Key Questions
The first step in testing your disaster recovery plan is to ask yourself and your team some poignant questions and respond in simple terms, maybe even 1 word answers. Depending on how you and your team answer these questions dictates how the fire drill can be conducted.
SLA - What is your Service Level Agreement (SLA) with the business or your customers?
Cost - What is the tangible cost of downtime for your users, application, business, etc?
Prevention - What type of disaster are you trying to prevent?
Recovery - What type of disaster are you trying to recover from?
Time - How much time and money do you have to spend on building, testing and maintaining the disaster recovery plan on a daily, weekly, monthly or quarterly basis?
Priority - Where does the disaster recovery plan fit into the organizational, departmental and personal priority list?
Need - What are the true disaster recovery risks for your organization based on where you are located, your line of business, your affiliations, etc?
Responsibility - What are your disaster recovery responsibilities and why do you have those responsibilities?
Plan - Do you have a documented disaster recovery plan?
Testing - Have you tested the disaster recovery plan?
Documentation - Do you update your documentation as dependent objects change? Or monthly? Or quarterly?
People - Will you have people to support the business?
Power - Will you have power to support the business?
Access - Will you be able to get to the office or make a remote connection?
Process - Will you have a process that everyone on the team can follow?
Technology - Have you invested in technology that will improve the prevention or recovery from a disaster?
Dependencies - Are you and your team dependent on other teams or external entities in order for your applications to operate properly? Do those teams test their plans on a regular basis?

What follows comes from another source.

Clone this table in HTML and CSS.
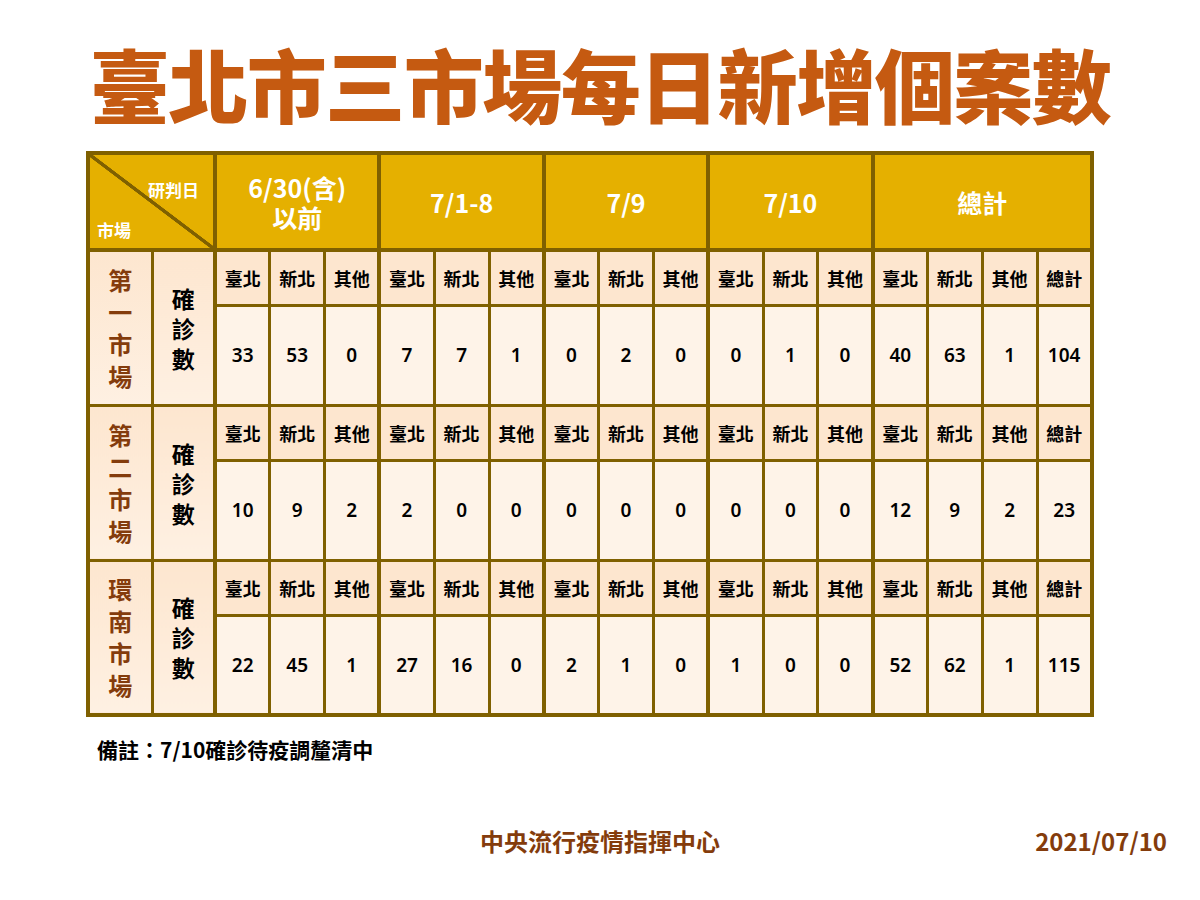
FILE: index.html
```html
<!DOCTYPE html>
<html lang="zh-Hant">
<head>
<meta charset="utf-8">
<title>臺北市三市場每日新增個案數</title>
<link rel="stylesheet" href="styles.css">
</head>
<body>
<header class="top">
  <h1 class="title">臺北市三市場每日新增個案數</h1>
</header>
<main class="table-wrap">
  <table class="cases">
    <colgroup>
      <col class="c-market"><col class="c-label">
      <col class="c-sub"><col class="c-sub"><col class="c-sub">
      <col class="c-sub"><col class="c-sub"><col class="c-sub">
      <col class="c-sub"><col class="c-sub"><col class="c-sub">
      <col class="c-sub"><col class="c-sub"><col class="c-sub">
      <col class="c-sub"><col class="c-sub"><col class="c-sub"><col class="c-sub">
    </colgroup>
    <thead>
      <tr class="head">
        <th colspan="2" class="corner">
          <div class="corner-in">
            <span class="corner-date">研判日</span>
            <span class="corner-market">市場</span>
          </div>
        </th>
        <th colspan="3" class="grp gs">6/30(含)<br>以前</th>
        <th colspan="3" class="grp gs">7/1-8</th>
        <th colspan="3" class="grp gs">7/9</th>
        <th colspan="3" class="grp gs">7/10</th>
        <th colspan="4" class="grp gs">總計</th>
      </tr>
    </thead>
    <tbody>
      <tr class="sub">
        <td rowspan="2" class="market">第<br>一<br>市<br>場</td>
        <td rowspan="2" class="label">確<br>診<br>數</td>
        <td class="gs">臺北</td><td>新北</td><td>其他</td>
        <td class="gs">臺北</td><td>新北</td><td>其他</td>
        <td class="gs">臺北</td><td>新北</td><td>其他</td>
        <td class="gs">臺北</td><td>新北</td><td>其他</td>
        <td class="gs">臺北</td><td>新北</td><td>其他</td><td>總計</td>
      </tr>
      <tr class="data">
        <td class="gs">33</td><td>53</td><td>0</td>
        <td class="gs">7</td><td>7</td><td>1</td>
        <td class="gs">0</td><td>2</td><td>0</td>
        <td class="gs">0</td><td>1</td><td>0</td>
        <td class="gs">40</td><td>63</td><td>1</td><td>104</td>
      </tr>
      <tr class="sub">
        <td rowspan="2" class="market">第<br>二<br>市<br>場</td>
        <td rowspan="2" class="label">確<br>診<br>數</td>
        <td class="gs">臺北</td><td>新北</td><td>其他</td>
        <td class="gs">臺北</td><td>新北</td><td>其他</td>
        <td class="gs">臺北</td><td>新北</td><td>其他</td>
        <td class="gs">臺北</td><td>新北</td><td>其他</td>
        <td class="gs">臺北</td><td>新北</td><td>其他</td><td>總計</td>
      </tr>
      <tr class="data">
        <td class="gs">10</td><td>9</td><td>2</td>
        <td class="gs">2</td><td>0</td><td>0</td>
        <td class="gs">0</td><td>0</td><td>0</td>
        <td class="gs">0</td><td>0</td><td>0</td>
        <td class="gs">12</td><td>9</td><td>2</td><td>23</td>
      </tr>
      <tr class="sub">
        <td rowspan="2" class="market">環<br>南<br>市<br>場</td>
        <td rowspan="2" class="label">確<br>診<br>數</td>
        <td class="gs">臺北</td><td>新北</td><td>其他</td>
        <td class="gs">臺北</td><td>新北</td><td>其他</td>
        <td class="gs">臺北</td><td>新北</td><td>其他</td>
        <td class="gs">臺北</td><td>新北</td><td>其他</td>
        <td class="gs">臺北</td><td>新北</td><td>其他</td><td>總計</td>
      </tr>
      <tr class="data last">
        <td class="gs">22</td><td>45</td><td>1</td>
        <td class="gs">27</td><td>16</td><td>0</td>
        <td class="gs">2</td><td>1</td><td>0</td>
        <td class="gs">1</td><td>0</td><td>0</td>
        <td class="gs">52</td><td>62</td><td>1</td><td>115</td>
      </tr>
    </tbody>
  </table>
  <p class="note">備註：7/10確診待疫調釐清中</p>
</main>
<footer class="foot">
  <span></span>
  <span class="agency">中央流行疫情指揮中心</span>
  <span class="date">2021/07/10</span>
</footer>
</body>
</html>
```

FILE: styles.css
```css
* {
  box-sizing: border-box;
}

html,
body {
  margin: 0;
  background: #ffffff;
}

body {
  width: 1200px;
  height: 900px;
  font-family: "Noto Sans CJK TC", "Noto Sans", sans-serif;
  color: #000000;
  overflow: hidden;
}

.top {
  padding-top: 38px;
  text-align: center;
}

.title {
  margin: 0;
  font-size: 80px;
  line-height: 88px;
  font-weight: 900;
  color: #c55a11;
  letter-spacing: -1.5px;
}

.table-wrap {
  padding: 25px 0 0 86px;
}

.cases {
  border-collapse: collapse;
  table-layout: fixed;
  width: 1004px;
  border: 4px solid #7f6000;
}

.c-market {
  width: 64px;
}

.c-label {
  width: 63px;
}

.c-sub {
  width: 54.8px;
}

.cases th,
.cases td {
  border: 3px solid #7f6000;
  padding: 0;
  text-align: center;
  vertical-align: middle;
}

.cases .gs {
  border-left: 4px solid #7f6000;
}

.head {
  height: 97px;
}

.head th {
  background: #e5b000;
  color: #ffffff;
  border-bottom: 4px solid #7f6000;
}

.grp {
  font-size: 25px;
  line-height: 30px;
  font-weight: 700;
}

.head .corner {
  background: linear-gradient(to top right, #e5b000 calc(50% - 2px), #7f6000 calc(50% - 1.5px), #7f6000 calc(50% + 1.5px), #e5b000 calc(50% + 2px));
  border-right: 4px solid #7f6000;
}

.corner-in {
  height: 93px;
  display: flex;
  flex-direction: column;
  justify-content: space-between;
  padding: 24px 14px 7px 7px;
  font-size: 17px;
  line-height: 22px;
  font-weight: 700;
}

.corner-date {
  align-self: flex-end;
}

.corner-market {
  align-self: flex-start;
}

.sub {
  height: 55px;
}

.sub td {
  background: #fde6cf;
  font-size: 18px;
  font-weight: 700;
}

.data {
  height: 100px;
}

.data td {
  background: #fef3e8;
  font-family: "Noto Sans", "Noto Sans CJK TC", sans-serif;
  font-size: 19px;
  font-weight: 600;
}

.cases .market {
  background: linear-gradient(#fde6cf, #fef0e2);
  color: #843c0c;
  font-size: 24px;
  line-height: 32px;
  font-weight: 700;
  border-left: 4px solid #7f6000;
}

.cases .label {
  background: linear-gradient(#fde6cf, #fef0e2);
  font-size: 23px;
  line-height: 30px;
  font-weight: 700;
  font-family: "Noto Sans CJK TC", sans-serif;
}

.note {
  margin: 18px 0 0 11px;
  font-size: 21px;
  line-height: 28px;
  font-weight: 700;
}

.foot {
  display: grid;
  grid-template-columns: 1fr auto 1fr;
  align-items: center;
  padding: 63px 33px 0;
  color: #843c0c;
  font-weight: 700;
}

.agency {
  font-size: 24px;
  line-height: 30px;
}

.date {
  justify-self: end;
  font-size: 24px;
  line-height: 30px;
}
```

Mitigation - Have you put multiple lines of defenses up to prevent a disaster as well as recover from one?
Limits - How long can your business run without the IT infrastructure and applications?
Alternatives - Can the business run on paper based operations for a finite period of time?
Experience - If you have an entire backup site\infrastructure have you failed over to it during a low usage period such as a Saturday or Sunday so the business really knows how the applications will perform even with a limited number of users?
Impacts - If you have an extended downtime, what will that do to your business in terms of customer loyalty, industry reputation, cash flow, etc?